The technology has attracted attention and support in recent years, as the W7Energy team landed a $3.4 million U.S. Department of Energy research grant, a $100,000 state EDGE grant, and $1 million in private investment, along with other smaller grants. They also have secured a half dozen patents related to the technology and worked on building their capacity to manufacture their novel membrane at their Delaware Innovation Space home.
A new focus
Yan said that the initial goal for W7Energy was to scale production and commercialize sale of its anion-exchange membrane, but the team accomplished their initial three-year goal much faster than planned. That led them to reassess their mission and think bigger, now producing the entire electrolyzer unit that produces green hydrogen.
The new focus also comes with a new name, as the company rebranded Versogen (pronounced Verso-gen, as a play on versatility and hydrogen) in January. For now, Versogen is supplying partners with its membrane for use in the research and production of fuel-cell engines, but it is fully turning its focus to hydrogen production.
“Although producing hydrogen is new to Versogen’s mission, as a researcher and as a faculty member I’ve been working on it for a long time,” said Yan, who was elected to the National Academy of Inventors in 2018 for his work in the field.
The team decided, in part, to refocus their work after examining the market potential. Even before green hydrogen use becomes the norm, Versogen sees the potential for a lucrative market where green hydrogen makes up less than 1% of the current market share of roughly 70 million tons of hydrogen.
That market is expected to explode in coming years as nations and industry try to scale back the use of fossil fuels. BofA Securities analysts recently predicted that by 2050, clean hydrogen could account for an estimated 24% of the world’s energy needs, up from just 4% of the energy that hydrogen supplies today. By 2050, the value of the hydrogen market could grow to as much as $2.5 trillion.
Those lofty estimates include not only converting manufacturing processes that need hydrogen, but also for use in transportation, heating and power production.
Yan explained that the potential for green hydrogen is especially exciting because it can utilize pipelines already built for natural gas. In Europe, utilities have supplemented natural gas supply with hydrogen created by off-peak power. Consumers don’t notice a difference that they’re burning hydrogen instead of methane for heat, but the mixture produces considerably less carbon dioxide in the process.
Meanwhile, researchers also concede that batteries for electricity produced by windmills and solar arrays can store the energy for several days, but longer-term energy needs will need to be identified for emergencies, like the winter storm that ravaged Texas in February. Green hydrogen is among the ideas many researchers believe can help fill that gap – Mitsubishi Power is even investing in an underground, 1,000-megawatt storage facility in Utah that depends upon the idea.

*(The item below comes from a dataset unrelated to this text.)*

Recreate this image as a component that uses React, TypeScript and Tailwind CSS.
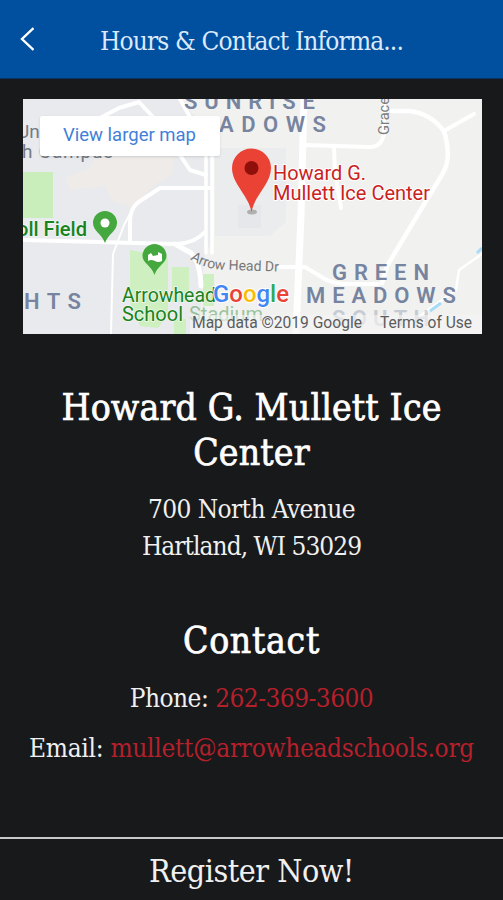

For Versogen to become a major market player, the goal remains to create green hydrogen at a price point cheaper than the dirty methods. They estimate that they will be able to produce truly green hydrogen for as low as $1.39 per kilowatt hour versus more than $3 for many of their competitors.
“Our hope is to compete on price without subsidy and without a carbon penalty for the other side – just have a real competition. I think that would be the best way to move the technology forward and get the market to accept it,” Yan said.

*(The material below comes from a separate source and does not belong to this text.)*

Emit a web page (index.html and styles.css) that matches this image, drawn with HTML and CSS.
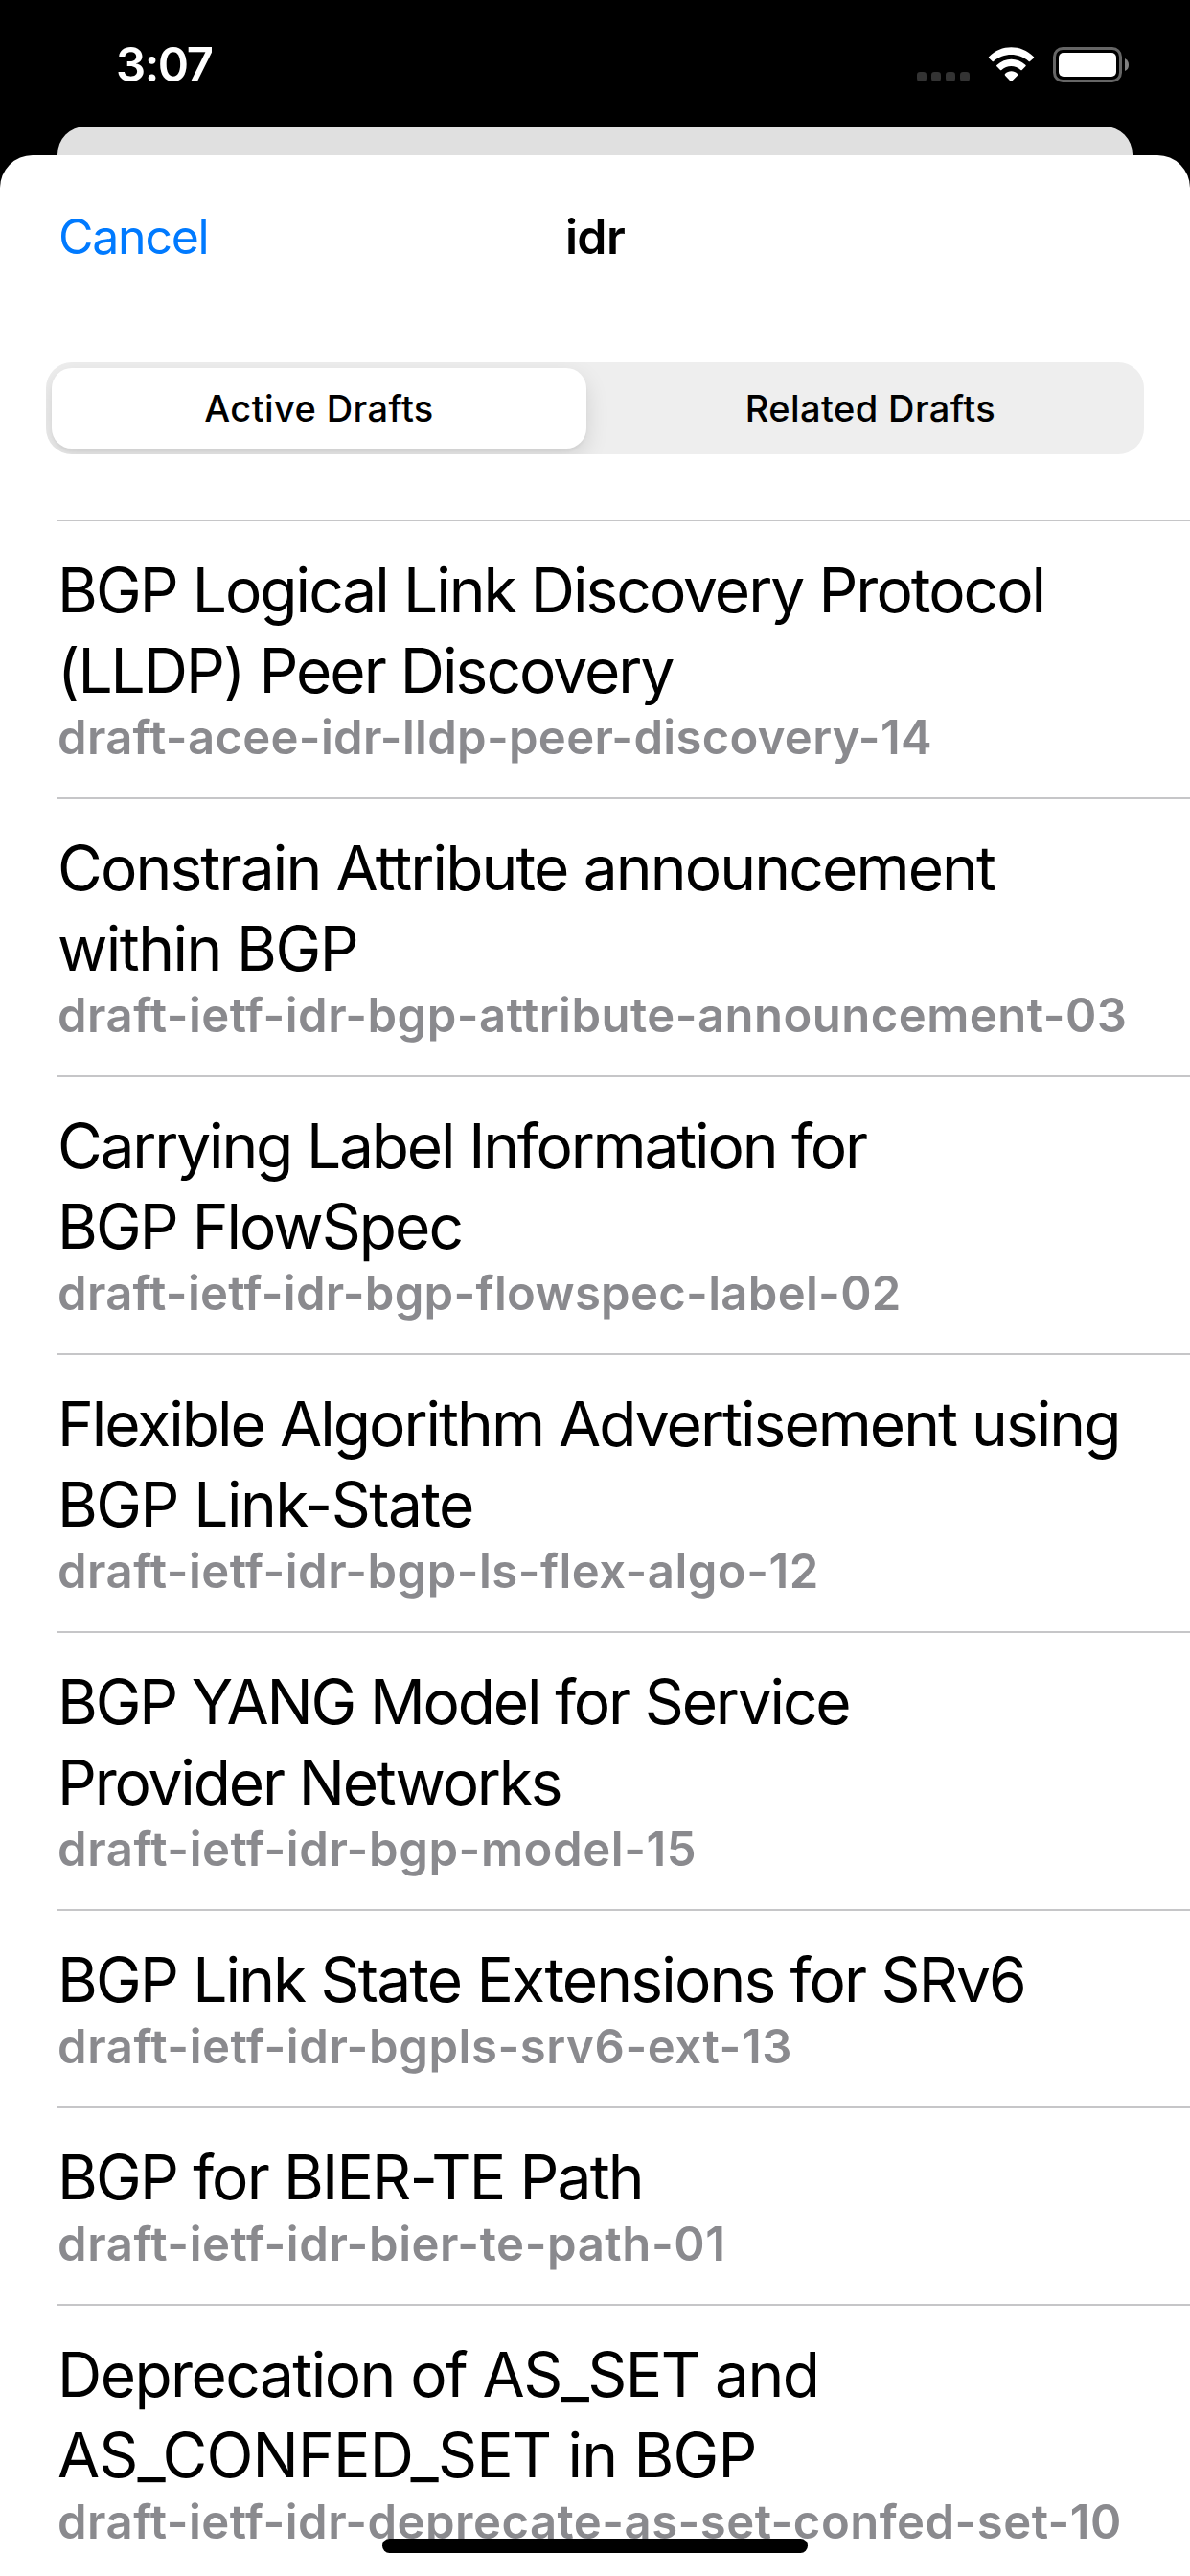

Versogen plans to raise upward of $10 million early next year after it has demonstrated its small-scale production, Yan said. With those additional funds, the company aims to manufacture a megawatt-level stack that would be tested at a partner’s site over the course of 2022.
If successful, their growth plan calls for another round of fundraising up to $50 million to begin manufacturing of its hydrogen production units in 2023.
Versogen currently employs 10 scientists – two have joined this year – and if their plan goes accordingly, Yan said that 10 to 15 additional engineers could be hired in 2022.